21.1 Bestemmingsomschrijving
De voor 'waarde - archeologie 4' aangewezen gronden zijn, behalve voor de andere daar voorkomende bestemming(en), mede bestemd voor het herstel en behoud van archeologische (verwachtings)waarden.
21.2 Bouwregels
Op of in deze gronden mogen geen bouwwerken worden gebouwd waarbij de bodem dieper dan 0,45 m -Mv wordt geroerd, met uitzondering van:
- bouwwerken ter vervanging van bestaande bouwwerken, waarbij de bestaande oppervlakte met ten hoogste 200 m² wordt uitgebreid;
- bouwwerken met een oppervlakte kleiner dan 200 m² ten behoeve van andere daar voorkomende bestemming(en).
21.3 Afwijken van de bouwregels
Het bevoegd gezag kan bij een omgevingsvergunning afwijken van het bepaalde in lid 21.2, mits:
-
op basis van archeologisch onderzoek door een daartoe bevoegde instantie is aangetoond dat geen archeologische waarden (meer) aanwezig zijn, of;
-
op basis van archeologisch onderzoek door een daartoe bevoegde instantie is aangetoond dat de archeologische waarden door de bouwactiviteiten niet onevenredig wordt geschaad, of;
-
één of meer van de volgende voorwaarden in acht genomen wordt:
-
een verplichting tot het treffen van technische maatregelen, waardoor archeologische resten in de bodem kunnen worden behouden;
-
een verplichting tot het doen van archeologisch onderzoek door middel van opgravingen;
-
een verplichting de bouw van een bouwwerk te laten begeleiden door een deskundige op het terrein van de archeologische monumentenzorg.
-
Indien aan de omgevingsvergunning voorwaarden worden verbonden, wordt een archeologisch deskundige om advies gevraagd.

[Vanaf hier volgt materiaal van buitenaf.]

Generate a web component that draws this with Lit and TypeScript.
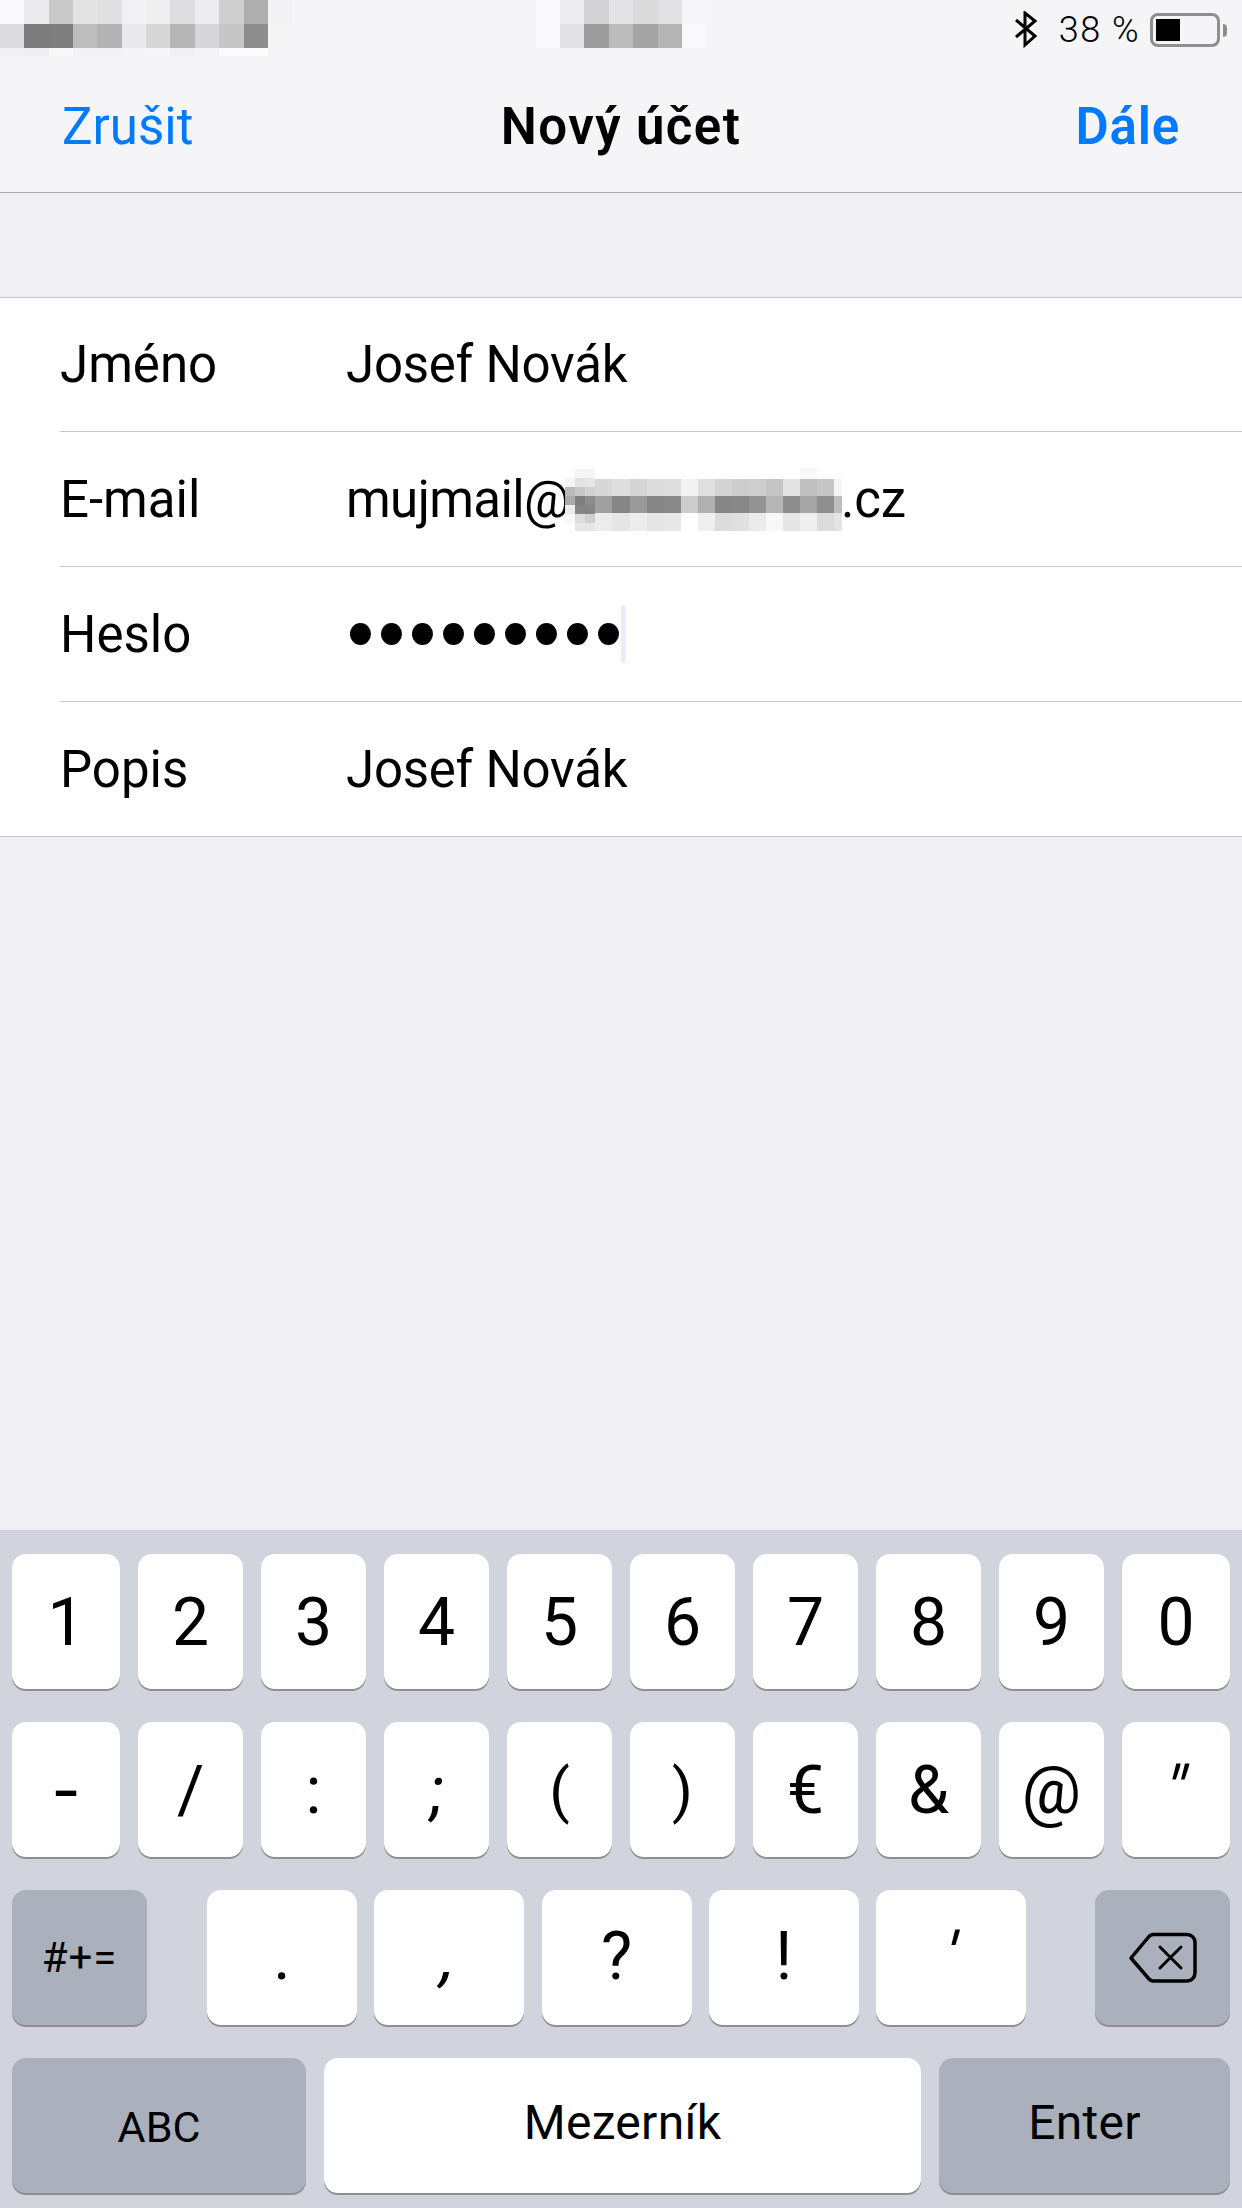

21.4 Omgevingsvergunning voor het uitvoeren van een werk, geen bouwwerk zijnde of van werkzaamheden
a. Het is verboden zonder of in afwijking van een omgevingsvergunning van het bevoegd gezag, de volgende werken, geen bouwwerken zijnde, en werkzaamheden uit te voeren:
-
het ontgronden, afgraven, egaliseren of ophogen van gronden over een oppervlakte groter dan 200 m², waarbij in acht wordt genomen de oppervlakte welke reeds eerder door voornoemde werken is bewerkt;
-
het woelen, mengen, diepploegen of ontginnen van gronden of een naar de aard daarmee gelijk te stellen grondbewerking met een oppervlakte groter dan 200 m² en dieper dan 0,45 m, waarbij in acht wordt genomen de oppervlakte welke reeds eerder door voornoemde werken is bewerkt;
-
het graven of dempen van waterlopen;
-
het graven van sleuven breder dan 0,50 m en dieper dan 1,00 m ten behoeve van het aanbrengen van ondergrondse transport-, energie-, telecommunicatieleidingen;
-
het permanent verlagen van het waterpeil.
b. Een omgevingsvergunning als bedoeld in lid 21.4, onder a wordt slechts verleend indien:
1. op basis van archeologisch onderzoek door een daartoe bevoegde instantie is aangetoond dat geen archeologische waarden (meer) aanwezig zijn, of;
2. op basis van archeologisch onderzoek door een daartoe bevoegde instantie is aangetoond dat de archeologische waarden door de werken en/of werkzaamheden niet onevenredig worden geschaad, of;
3. één of meer van de volgende voorwaarden in acht wordt of worden genomen:
a. een verplichting tot het treffen van technische maatregelen, waardoor archeologische resten in de bodem kunnen worden behouden;
b. een verplichting tot het doen van archeologisch onderzoek door middel van opgravingen;
c. een verplichting de werken en/of werkzaamheden te laten begeleiden door een deskundige op het terrein van de archeologische monumentenzorg.
Indien het bevoegd gezag voornemens is aan de omgevingsvergunning voorwaarden te verbinden, wordt een archeologisch deskundige om advies gevraagd.
c. Het verbod als bedoeld in lid 21.4, onder a is niet van toepassing op werken, geen bouwwerken zijnde, en werkzaamheden die:
- reeds in uitvoering zijn ten tijde van het van kracht worden van het plan;
- het normale onderhoud betreffen;
- mogen worden uitgevoerd krachtens een reeds verleende (omgevings)vergunning.
21.5 Wijzigingsbevoegdheid
Burgemeester en wethouders kunnen het plan wijzigen in die zin dat de dubbelbestemming 'Waarde - Archeologie 4' wordt verwijderd, indien op basis van archeologisch onderzoek door een daartoe bevoegde instantie is aangetoond dat ter plaatse geen archeologische waarden (meer) aanwezig zijn.